Twitter CEO Jack Dorsey’s first tweet is well-known on the platform. Published nearly 15 years ago, the tweet reads, “just setting up my twttr.” While there’s no doubt that it’s meaningful in popular culture, Dorsey apparently also seems to believe it’s got monetary value. And it appears he’s right.
Dorsey posted a link to the auction, hosted by a platform called Valuables, on Twitter on Friday without a comment or explanation. Some of you may be asking, how can he sell a tweet? Dorsey is selling a “non-fungible token” of his tweet, known as an NFT. Things that are non-fungible are one of a kind and can’t be exchanged for something of equal value. Tokens represent an asset on their blockchain, or the mechanism by which cryptocurrencies, such as Bitcoin and Ether, are bought and sold.
just setting up my twttr
— jack⚡️ (@jack) March 21, 2006
Now, what exactly does the person who wins the auction for Dorsey’s tweet get? According to Valuables, you get a “digital certificate of the tweet, unique because it has been signed and verified by the creator.” Despite the sale, the tweet will continue to live on Twitter.
“This autographed digital certificate will only be issued once on Valuables. It is signed using cryptography, and includes metadata of the original tweet like: when the tweet was posted, what the text contents are of the tweet, the timestamp of the tweet, and the digital signature from the creator’s crypto wallet address,” Valuables stated.
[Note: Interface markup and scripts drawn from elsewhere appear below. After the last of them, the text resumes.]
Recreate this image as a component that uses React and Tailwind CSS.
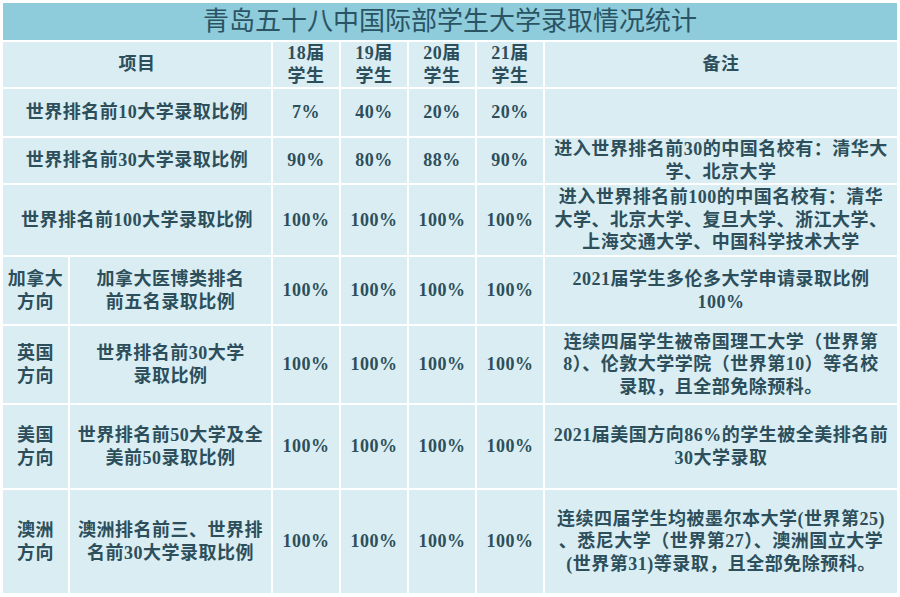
import React from 'react';

const font = { fontFamily: '"Liberation Serif", "Noto Sans CJK SC", serif' };

function Cell({ children, className = '', ...rest }) {
    return (
        <td className={`bg-[#d9edf3] text-center align-middle p-0 whitespace-nowrap leading-[22.5px] ${className}`} {...rest}>
            {children}
        </td>
    );
}

const pct = (a, b, c, d) => [a, b, c, d].map((v, i) => <Cell key={i}>{v}</Cell>);

function App() {
    return (
        <div className="w-[900px] h-[597px] bg-white pt-[1px] pl-[1px] overflow-hidden">
            <table
                className="w-[898px] table-fixed border-separate border-spacing-[2px] text-[18px] tracking-[0.5px] text-[#2d4f5b] font-semibold"
                style={font}
            >
                <colgroup>
                    <col className="w-[65px]" />
                    <col className="w-[201px]" />
                    <col className="w-[66px]" />
                    <col className="w-[66px]" />
                    <col className="w-[66px]" />
                    <col className="w-[66px]" />
                    <col className="w-[352px]" />
                </colgroup>
                <tbody>
                    <tr className="h-[37px]">
                        <td colSpan={7} className="bg-[#8ecbdb] text-center align-middle p-0 text-[26px] tracking-[0px] font-normal text-[#2a5463] leading-[37px]">
                            青岛五十八中国际部学生大学录取情况统计
                        </td>
                    </tr>
                    <tr className="h-[45px]">
                        <Cell colSpan={2} className="bg-[#b7dde8]">项目</Cell>
                        <Cell className="bg-[#b7dde8]">18届<br />学生</Cell>
                        <Cell className="bg-[#b7dde8]">19届<br />学生</Cell>
                        <Cell className="bg-[#b7dde8]">20届<br />学生</Cell>
                        <Cell className="bg-[#b7dde8]">21届<br />学生</Cell>
                        <Cell className="bg-[#b7dde8]">备注</Cell>
                    </tr>
                    <tr className="h-[47px]">
                        <Cell colSpan={2}>世界排名前10大学录取比例</Cell>
                        {pct('7%', '40%', '20%', '20%')}
                        <Cell></Cell>
                    </tr>
                    <tr className="h-[45px]">
                        <Cell colSpan={2}>世界排名前30大学录取比例</Cell>
                        {pct('90%', '80%', '88%', '90%')}
                        <Cell>进入世界排名前30的中国名校有：清华大<br />学、北京大学</Cell>
                    </tr>
                    <tr className="h-[70px]">
                        <Cell colSpan={2}>世界排名前100大学录取比例</Cell>
                        {pct('100%', '100%', '100%', '100%')}
                        <Cell>进入世界排名前100的中国名校有：清华<br />大学、北京大学、复旦大学、浙江大学、<br />上海交通大学、中国科学技术大学</Cell>
                    </tr>
                    <tr className="h-[67px]">
                        <Cell>加拿大<br />方向</Cell>
                        <Cell>加拿大医博类排名<br />前五名录取比例</Cell>
                        {pct('100%', '100%', '100%', '100%')}
                        <Cell>2021届学生多伦多大学申请录取比例<br />100%</Cell>
                    </tr>
                    <tr className="h-[77px]">
                        <Cell>英国<br />方向</Cell>
                        <Cell>世界排名前30大学<br />录取比例</Cell>
                        {pct('100%', '100%', '100%', '100%')}
                        <Cell>连续四届学生被帝国理工大学（世界第<br />8）、伦敦大学学院（世界第10）等名校<br />录取，且全部免除预科。</Cell>
                    </tr>
                    <tr className="h-[83px]">
                        <Cell>美国<br />方向</Cell>
                        <Cell>世界排名前50大学及全<br />美前50录取比例</Cell>
                        {pct('100%', '100%', '100%', '100%')}
                        <Cell>2021届美国方向86%的学生被全美排名前<br />30大学录取</Cell>
                    </tr>
                    <tr className="h-[103px]">
                        <Cell>澳洲<br />方向</Cell>
                        <Cell>澳洲排名前三、世界排<br />名前30大学录取比例</Cell>
                        {pct('100%', '100%', '100%', '100%')}
                        <Cell>连续四届学生均被墨尔本大学(世界第25)<br />、悉尼大学（世界第27）、澳洲国立大学<br />(世界第31)等录取，且全部免除预科。</Cell>
                    </tr>
                </tbody>
            </table>
        </div>
    );
}

export default App;
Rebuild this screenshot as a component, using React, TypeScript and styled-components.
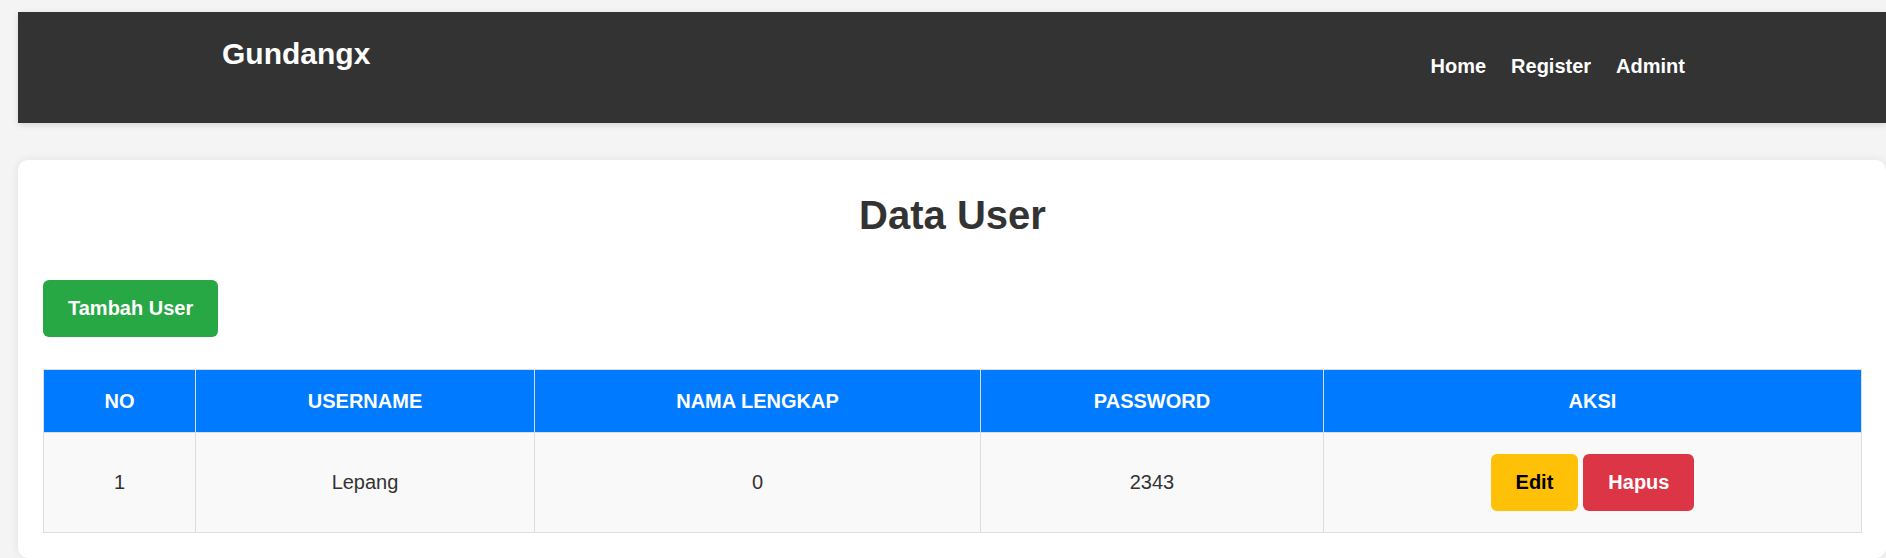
import React from "react";
import styled, { createGlobalStyle } from "styled-components";

const GlobalStyle = createGlobalStyle`
  html, body {
    margin: 0;
    padding: 0;
    background: #f4f4f4;
    font-family: "Liberation Sans", Arial, sans-serif;
  }
  * { box-sizing: border-box; }
`;

const Page = styled.div`
  padding: 12px 0 0 18px;
  display: flex;
  flex-direction: column;
  gap: 37px;
`;

const Header = styled.header`
  height: 111px;
  background: #333;
  color: #fff;
  box-shadow: 0 2px 6px rgba(0, 0, 0, 0.12);
  display: flex;
  justify-content: space-between;
  align-items: flex-start;
  padding: 25px 201px 0 204px;
`;

const Brand = styled.h1`
  margin: 0;
  font-size: 30px;
  line-height: 34px;
  font-weight: 700;
`;

const Nav = styled.nav`
  display: flex;
  gap: 25px;
  margin-top: 18px;
`;

const NavLink = styled.a`
  color: #fff;
  text-decoration: none;
  font-size: 20px;
  line-height: 23px;
  font-weight: 700;
`;

const Card = styled.main`
  background: #fff;
  border-radius: 10px;
  box-shadow: 0 0 10px rgba(0, 0, 0, 0.08);
  padding: 25px 24px 25px 25px;
  min-height: 398px;
`;

const Title = styled.h2`
  margin: 7px 0 42px;
  text-align: center;
  font-size: 40px;
  line-height: 46px;
  font-weight: 700;
  color: #333;
`;

const Button = styled.button<{ $bg: string; $fg: string }>`
  display: inline-flex;
  align-items: center;
  justify-content: center;
  height: 57px;
  padding: 0 25px;
  border: none;
  border-radius: 6px;
  background: ${(p) => p.$bg};
  color: ${(p) => p.$fg};
  font-family: "Liberation Sans", Arial, sans-serif;
  font-size: 20px;
  font-weight: 700;
  cursor: pointer;
`;

const Table = styled.table`
  width: 100%;
  margin-top: 32px;
  border-collapse: collapse;
  table-layout: fixed;
  font-size: 20px;
`;

const Th = styled.th`
  background: #007bff;
  color: #fff;
  font-weight: 700;
  border: 1px solid #ddd;
  padding: 20px;
  line-height: 22px;
  text-align: center;
`;

const Td = styled.td`
  background: #f9f9f9;
  color: #333;
  border: 1px solid #ddd;
  padding: 21px 20px;
  line-height: 23px;
  text-align: center;
`;

const Actions = styled.div`
  display: flex;
  justify-content: center;
  gap: 5px;
`;

const columns = [
  { label: "NO", width: 152 },
  { label: "USERNAME", width: 339 },
  { label: "NAMA LENGKAP", width: 446 },
  { label: "PASSWORD", width: 343 },
  { label: "AKSI", width: undefined as number | undefined },
];

const rows = [{ no: 1, username: "Lepang", nama: "0", password: "2343" }];

export default function App() {
  return (
    <>
      <GlobalStyle />
      <Page>
        <Header>
          <Brand>Gundangx</Brand>
          <Nav>
            <NavLink href="#">Home</NavLink>
            <NavLink href="#">Register</NavLink>
            <NavLink href="#">Admint</NavLink>
          </Nav>
        </Header>
        <Card>
          <Title>Data User</Title>
          <Button $bg="#28a745" $fg="#fff">Tambah User</Button>
          <Table>
            <colgroup>
              {columns.map((c) => (
                <col key={c.label} style={c.width ? { width: c.width } : undefined} />
              ))}
            </colgroup>
            <thead>
              <tr>
                {columns.map((c) => (
                  <Th key={c.label}>{c.label}</Th>
                ))}
              </tr>
            </thead>
            <tbody>
              {rows.map((r) => (
                <tr key={r.no}>
                  <Td>{r.no}</Td>
                  <Td>{r.username}</Td>
                  <Td>{r.nama}</Td>
                  <Td>{r.password}</Td>
                  <Td>
                    <Actions>
                      <Button $bg="#ffc107" $fg="#000">Edit</Button>
                      <Button $bg="#dc3545" $fg="#fff">Hapus</Button>
                    </Actions>
                  </Td>
                </tr>
              ))}
            </tbody>
          </Table>
        </Card>
      </Page>
    </>
  );
}
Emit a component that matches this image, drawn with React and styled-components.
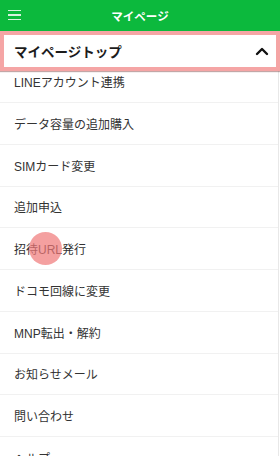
import React from 'react';
import styled, { createGlobalStyle } from 'styled-components';

const GlobalStyle = createGlobalStyle`
  html, body {
    margin: 0;
    padding: 0;
    background: #fff;
    font-family: "Liberation Sans", "Noto Sans CJK JP", sans-serif;
  }
  * {
    box-sizing: border-box;
  }
`;

const Page = styled.div`
  width: 280px;
  height: 456px;
  overflow: hidden;
  position: relative;
  background: #fff;
`;

const TopBar = styled.header`
  height: 31px;
  background: #0cb93d;
  display: flex;
  align-items: center;
  justify-content: center;
  position: relative;
  z-index: 2;
`;

const MenuButton = styled.button`
  position: absolute;
  left: 8px;
  top: 8px;
  width: 13px;
  height: 14px;
  border: 0;
  background: transparent;
  display: flex;
  flex-direction: column;
  justify-content: space-between;
  padding: 2px 0;

  span {
    display: block;
    height: 1.2px;
    background: #d8f3de;
  }
`;

const Title = styled.h1`
  margin: 0;
  color: #fff;
  font-size: 11.5px;
  font-weight: 700;
`;

const SectionHeader = styled.div`
  position: relative;
  z-index: 2;
  height: 40px;
  background: #fff;
  border: 4px solid #f5a5a5;
  box-shadow: 0 1px 1px rgba(120, 60, 60, 0.45);
  display: flex;
  align-items: center;
  justify-content: space-between;
  padding: 0 7px 0 10px;
`;

const SectionTitle = styled.span`
  font-size: 13.5px;
  font-weight: 700;
  color: #1c1c1c;
`;

const List = styled.ul`
  list-style: none;
  margin: -9.75px 1px 0 0;
  padding: 0;
  border-right: 1px solid #e8e8e8;
`;

const Item = styled.li`
  height: 41.75px;
  display: flex;
  align-items: center;
  padding-left: 14px;
  font-size: 12px;
  color: #333;
  border-bottom: 1px solid #f1f1f1;
  position: relative;
`;

const TapMark = styled.span`
  position: absolute;
  left: 29px;
  top: 50%;
  margin-top: -16.5px;
  width: 33px;
  height: 33px;
  border-radius: 50%;
  background: rgba(240, 120, 120, 0.7);
  pointer-events: none;
`;

const items = [
  'LINEアカウント連携',
  'データ容量の追加購入',
  'SIMカード変更',
  '追加申込',
  '招待URL発行',
  'ドコモ回線に変更',
  'MNP転出・解約',
  'お知らせメール',
  '問い合わせ',
  'ヘルプ',
];

const App = () => {
  return (
    <Page>
      <GlobalStyle />
      <TopBar>
        <MenuButton aria-label="menu">
          <span />
          <span />
          <span />
        </MenuButton>
        <Title>マイページ</Title>
      </TopBar>
      <SectionHeader>
        <SectionTitle>マイページトップ</SectionTitle>
        <svg width="14" height="10" viewBox="0 0 14 10">
          <path
            d="M2 8 L7 3 L12 8"
            fill="none"
            stroke="#111"
            strokeWidth="2.4"
            strokeLinecap="round"
            strokeLinejoin="round"
          />
        </svg>
      </SectionHeader>
      <List>
        {items.map((text) => (
          <Item key={text}>
            {text}
            {text === '招待URL発行' && <TapMark />}
          </Item>
        ))}
      </List>
    </Page>
  );
};

export default App;
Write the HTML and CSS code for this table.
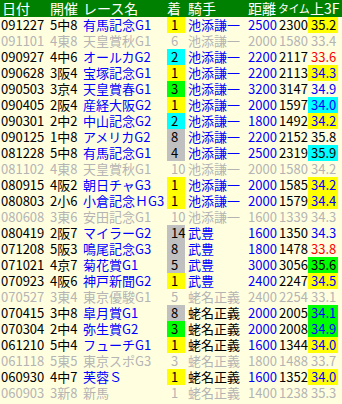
FILE: index.html
```html
<!DOCTYPE html>
<html lang="ja">
<head>
<meta charset="utf-8">
<link rel="stylesheet" href="styles.css">
</head>
<body>
<table class="results">
<colgroup>
<col class="c-date"><col class="c-kai"><col class="c-race"><col class="c-pos"><col class="c-jky"><col class="c-dist"><col class="c-time"><col class="c-f3"><col class="c-pad">
</colgroup>
<thead>
<tr><th class="t-date">日付</th><th class="t-kai">開催</th><th class="t-race">レース名</th><th class="t-pos">着</th><th class="t-jky">騎手</th><th class="t-dist">距離</th><th class="t-time">タイム</th><th class="t-f3">上3F</th><th></th></tr>
</thead>
<tbody>
<tr><td class="d">091227</td><td class="k">5中8</td><td class="r">有馬記念G1</td><td class="p bg-y">1</td><td class="j">池添謙一</td><td class="ds">2500</td><td class="tm">2300</td><td class="f bg-y">35.2</td><td></td></tr>
<tr class="off"><td class="d">091101</td><td class="k">4東8</td><td class="r">天皇賞秋G1</td><td class="p">6</td><td class="j">池添謙一</td><td class="ds">2000</td><td class="tm">1580</td><td class="f">33.4</td><td></td></tr>
<tr><td class="d">090927</td><td class="k">4中6</td><td class="r">オールカG2</td><td class="p bg-c">2</td><td class="j">池添謙一</td><td class="ds">2200</td><td class="tm">2117</td><td class="f red">33.6</td><td></td></tr>
<tr><td class="d">090628</td><td class="k">3阪4</td><td class="r">宝塚記念G1</td><td class="p bg-y">1</td><td class="j">池添謙一</td><td class="ds">2200</td><td class="tm">2113</td><td class="f bg-y blue">34.3</td><td></td></tr>
<tr><td class="d">090503</td><td class="k">3京4</td><td class="r">天皇賞春G1</td><td class="p bg-l">3</td><td class="j">池添謙一</td><td class="ds">3200</td><td class="tm">3147</td><td class="f blue">34.9</td><td></td></tr>
<tr><td class="d">090405</td><td class="k">2阪4</td><td class="r">産経大阪G2</td><td class="p bg-y">1</td><td class="j">池添謙一</td><td class="ds">2000</td><td class="tm">1597</td><td class="f bg-c blue">34.0</td><td></td></tr>
<tr><td class="d">090301</td><td class="k">2中2</td><td class="r">中山記念G2</td><td class="p bg-c">2</td><td class="j">池添謙一</td><td class="ds">1800</td><td class="tm">1492</td><td class="f bg-y blue">34.2</td><td></td></tr>
<tr><td class="d">090125</td><td class="k">1中8</td><td class="r">アメリカG2</td><td class="p bg-s">8</td><td class="j">池添謙一</td><td class="ds">2200</td><td class="tm">2152</td><td class="f">35.8</td><td></td></tr>
<tr><td class="d">081228</td><td class="k">5中8</td><td class="r">有馬記念G1</td><td class="p bg-s">4</td><td class="j">池添謙一</td><td class="ds">2500</td><td class="tm">2319</td><td class="f bg-c">35.9</td><td></td></tr>
<tr class="off"><td class="d">081102</td><td class="k">4東8</td><td class="r">天皇賞秋G1</td><td class="p">10</td><td class="j">池添謙一</td><td class="ds">2000</td><td class="tm">1580</td><td class="f">34.2</td><td></td></tr>
<tr><td class="d">080915</td><td class="k">4阪2</td><td class="r">朝日チャG3</td><td class="p bg-y">1</td><td class="j">池添謙一</td><td class="ds">2000</td><td class="tm">1585</td><td class="f bg-y blue">34.2</td><td></td></tr>
<tr><td class="d">080803</td><td class="k">2小6</td><td class="r">小倉記念ＨG3</td><td class="p bg-y">1</td><td class="j">池添謙一</td><td class="ds">2000</td><td class="tm">1579</td><td class="f bg-y blue">34.4</td><td></td></tr>
<tr class="off"><td class="d">080608</td><td class="k">3東6</td><td class="r">安田記念G1</td><td class="p">10</td><td class="j">池添謙一</td><td class="ds">1600</td><td class="tm">1339</td><td class="f">34.3</td><td></td></tr>
<tr><td class="d">080419</td><td class="k">2阪7</td><td class="r">マイラーG2</td><td class="p bg-s">14</td><td class="j">武豊</td><td class="ds">1600</td><td class="tm">1350</td><td class="f blue">34.3</td><td></td></tr>
<tr><td class="d">071208</td><td class="k">5阪3</td><td class="r">鳴尾記念G3</td><td class="p bg-s">8</td><td class="j">武豊</td><td class="ds">1800</td><td class="tm">1478</td><td class="f red">33.8</td><td></td></tr>
<tr><td class="d">071021</td><td class="k">4京7</td><td class="r">菊花賞G1</td><td class="p bg-s">5</td><td class="j">武豊</td><td class="ds">3000</td><td class="tm">3056</td><td class="f bg-l">35.6</td><td></td></tr>
<tr><td class="d">070923</td><td class="k">4阪6</td><td class="r">神戸新聞G2</td><td class="p bg-y">1</td><td class="j">武豊</td><td class="ds">2400</td><td class="tm">2247</td><td class="f bg-y blue">34.5</td><td></td></tr>
<tr class="off"><td class="d">070527</td><td class="k">3東4</td><td class="r">東京優駿G1</td><td class="p">5</td><td class="j">蛯名正義</td><td class="ds">2400</td><td class="tm">2254</td><td class="f">33.1</td><td></td></tr>
<tr><td class="d">070415</td><td class="k">3中8</td><td class="r">皐月賞G1</td><td class="p bg-s">8</td><td class="j blk">蛯名正義</td><td class="ds">2000</td><td class="tm">2005</td><td class="f bg-l blue">34.1</td><td></td></tr>
<tr><td class="d">070304</td><td class="k">2中4</td><td class="r">弥生賞G2</td><td class="p bg-l">3</td><td class="j blk">蛯名正義</td><td class="ds">2000</td><td class="tm">2008</td><td class="f bg-l blue">34.9</td><td></td></tr>
<tr><td class="d">061210</td><td class="k">5中4</td><td class="r">フューチG1</td><td class="p bg-y">1</td><td class="j blk">蛯名正義</td><td class="ds">1600</td><td class="tm">1344</td><td class="f bg-y blue">34.0</td><td></td></tr>
<tr class="off"><td class="d">061118</td><td class="k">5東5</td><td class="r">東京スポG3</td><td class="p">3</td><td class="j">蛯名正義</td><td class="ds">1800</td><td class="tm">1488</td><td class="f">33.7</td><td></td></tr>
<tr><td class="d">060930</td><td class="k">4中7</td><td class="r">芙蓉Ｓ</td><td class="p bg-y">1</td><td class="j blk">蛯名正義</td><td class="ds">1600</td><td class="tm">1352</td><td class="f bg-y blue">34.0</td><td></td></tr>
<tr class="off"><td class="d">060903</td><td class="k">3新8</td><td class="r">新馬</td><td class="p">1</td><td class="j">蛯名正義</td><td class="ds">1400</td><td class="tm">1238</td><td class="f">35.3</td><td></td></tr>
</tbody>
</table>
</body>
</html>
```

FILE: styles.css
```css
html, body {
  margin: 0;
  padding: 0;
  background: #ffffe0;
}
.results {
  border-collapse: collapse;
  table-layout: fixed;
  width: 342px;
  font-family: "Noto Sans CJK JP", sans-serif;
  font-size: 13px;
  background: #ffffe0;
}
.c-date { width: 48px; }
.c-kai { width: 34px; }
.c-race { width: 85px; }
.c-pos { width: 18px; }
.c-jky { width: 62px; }
.c-dist { width: 30px; }
.c-time { width: 31px; }
.c-f3 { width: 30px; }
.c-pad { width: 4px; }

.results th {
  background: #008000;
  color: #ffffff;
  font-weight: normal;
  font-size: 14px;
  height: 17px;
  line-height: 17px;
  padding: 0;
  text-align: left;
  white-space: nowrap;
}
.results th.t-date { padding-left: 2px; }
.results th.t-kai { padding-left: 2px; }
.results th.t-race { padding-left: 1px; }
.results th.t-pos { padding-left: 0; }
.results th.t-jky { padding-left: 3px; }
.results th.t-dist { padding-left: 1px; }
.results th.t-time { padding-left: 1px; font-size: 11px; letter-spacing: -0.5px; }
.results th.t-f3 { padding-left: 2px; }

.results td {
  height: 16px;
  line-height: 16px;
  padding: 0;
  white-space: nowrap;
  color: #000;
}
.results td.d { padding-left: 1px; }
.results td.k { padding-left: 2px; }
.results td.r { padding-left: 1px; color: #0000ff; }
.results td.p { padding-left: 4px; }
.results td.j { padding-left: 3px; color: #0000ff; }
.results td.j.blk { color: #000; }
.results td.ds { padding-left: 1px; color: #0000ff; }
.results td.tm { padding-left: 2px; }
.results td.f { padding-left: 3px; }
.results td.blue { color: #0000ff; }
.results td.red { color: #ff0000; }

.bg-y { background: #ffff00; }
.bg-c { background: #00ffff; }
.bg-l { background: #00ff00; }
.bg-s { background: #c0c0c0; }

.results tr.off td { color: #b4b4b4; background: transparent; }
```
While that may not sound like a grand purchase, or even one worth the millions people are putting up for it, buying NFTs is a thing right now. Grimes sold NFTs of her artwork, which included videos, for around $US6 ($8) million earlier this month. In February, an NFT of the Nyan Cat GIF sold for roughly 300 Ether. The cryptocurrency had a value of roughly $US587,000 ($763,687) at the time of the sale.
As NPR pointed out, while some may think you’re just buying something similar to a barcode, it can also be seen as a certificate of authenticity for a version of artwork that is registered on a blockchain as being yours.
“The underlying thing that you’re buying is code that manifests as images,” Donna Redel of Fordham Law School told the outlet. “You’re buying a different format of art.”
Yet, buying an NFT usually does not mean that you’re getting the copyright or trademark to the original. Artists can sell multiple NFTs of their work. Case in point: Grimes made thousands of copies available of two NFTs that she put up for auction. Per the Verge, nearly 700 copies of the NFTs, which consisted of short videos, were sold for $US5.18 ($7) million.
As of the publication of this blog, the highest bid for Dorsey’s tweet is $US2.5 ($3) million. The person that bid this jaw-dropping amount for Dorsey’s tweet is Hakan Estavi, CEO of Bridge Oracle, a Malaysia-based company that uses Oracle systems to enable smart contracts on the TRON network.
However, on Twitter on Saturday, Estavi said that he would actually be willing to shell out a lot more for the tweet. He’s willing to go up to $US10 ($13) million.
— Estavi (@sinaEstavi) March 6, 2021
Gizmodo reached out to Twitter to ask why Dorsey was selling the tweet and what he planned to do with the money generated from the sale. A Twitter spokesperson said the company had no comment.
You know what they say: Art gets its value from what you’re willing to pay for it. I guess that means tweets are art now.